I will say that this isn’t exactly a family friendly movie. I noted earlier that there is a song whose sole lyric, repeated in every manner imaginable, is bullshit, but there’s also some naughty jokes that would be a tad inappropriate for the younger set, including a bunch of topless women in one brief scene, and the disappointing number of ways the movie tries to reduce Kate Fitzpatrick to a set of cleavage to ogle (even having her molested by a bunch of sentient vacuum cleaners at one point). This fluctuation in tone from kid-friendly to more risque is something that should have been ironed out before release, but instead it’s displayed front and center. It really makes me wonder just who the intended audience was for this film.
This was made before such material as Watchmen took apart the superhero genre and played with its conventions, but this movie does a little bit of that itself, though not in such an adult or drastic manner. Nowadays, the idea of poking fun at superheroes and comicbook movies is pretty easy to swallow, but back in 1983 it was a little more original. But who was going to watch this? The Superman movies were marketed towards kids and most of the other superhero content at the time was relegated to television, with shows like Batman, Wonder Woman, Shazaam, The Six Million Dollar Man, all of it directed toward kids, and that seems to be the idea here, but the themes of alcoholism and the Benny Hill type shenanigans seem to cancel out that notion. And that’s probably why the film was dead on arrival when it debuted.

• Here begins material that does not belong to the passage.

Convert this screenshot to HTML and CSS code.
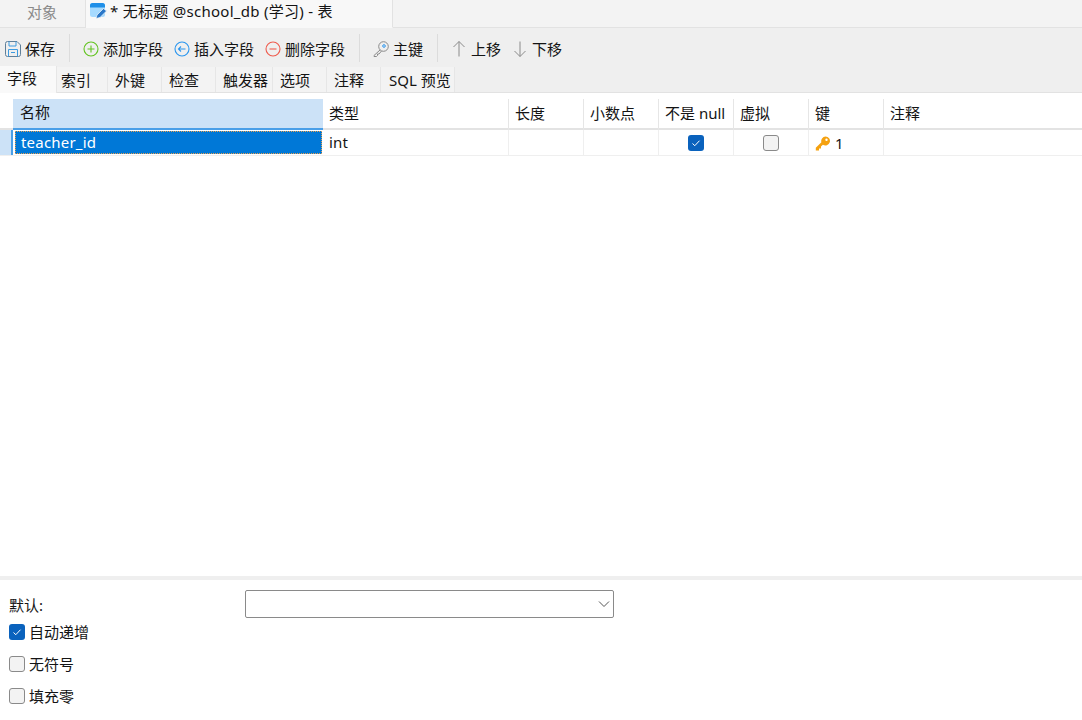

The Return of Captain Invincible is one of those films that slipped through the cracks when it was released and gained a cult following for a reason. If you enjoyed The Rocky Horror Picture Show or The Little Shop of Horrors, or especially Dr. Horrible’s Sing Along Blog, you’ll probably get a kick out of this movie, especially if you are also a Superman fan. This movie may lack the quantity when it comes to music, but the songs are catchy, the jokes mostly land, and the attitude is one of loving parody to a beloved and iconic character, though the name might have been changed to protect the innocent.
Also, Christopher Lee sings and dances with a bunch of minions clad in leather bondage gear.
Did I mention this movie is a little edgier than your average PG fare?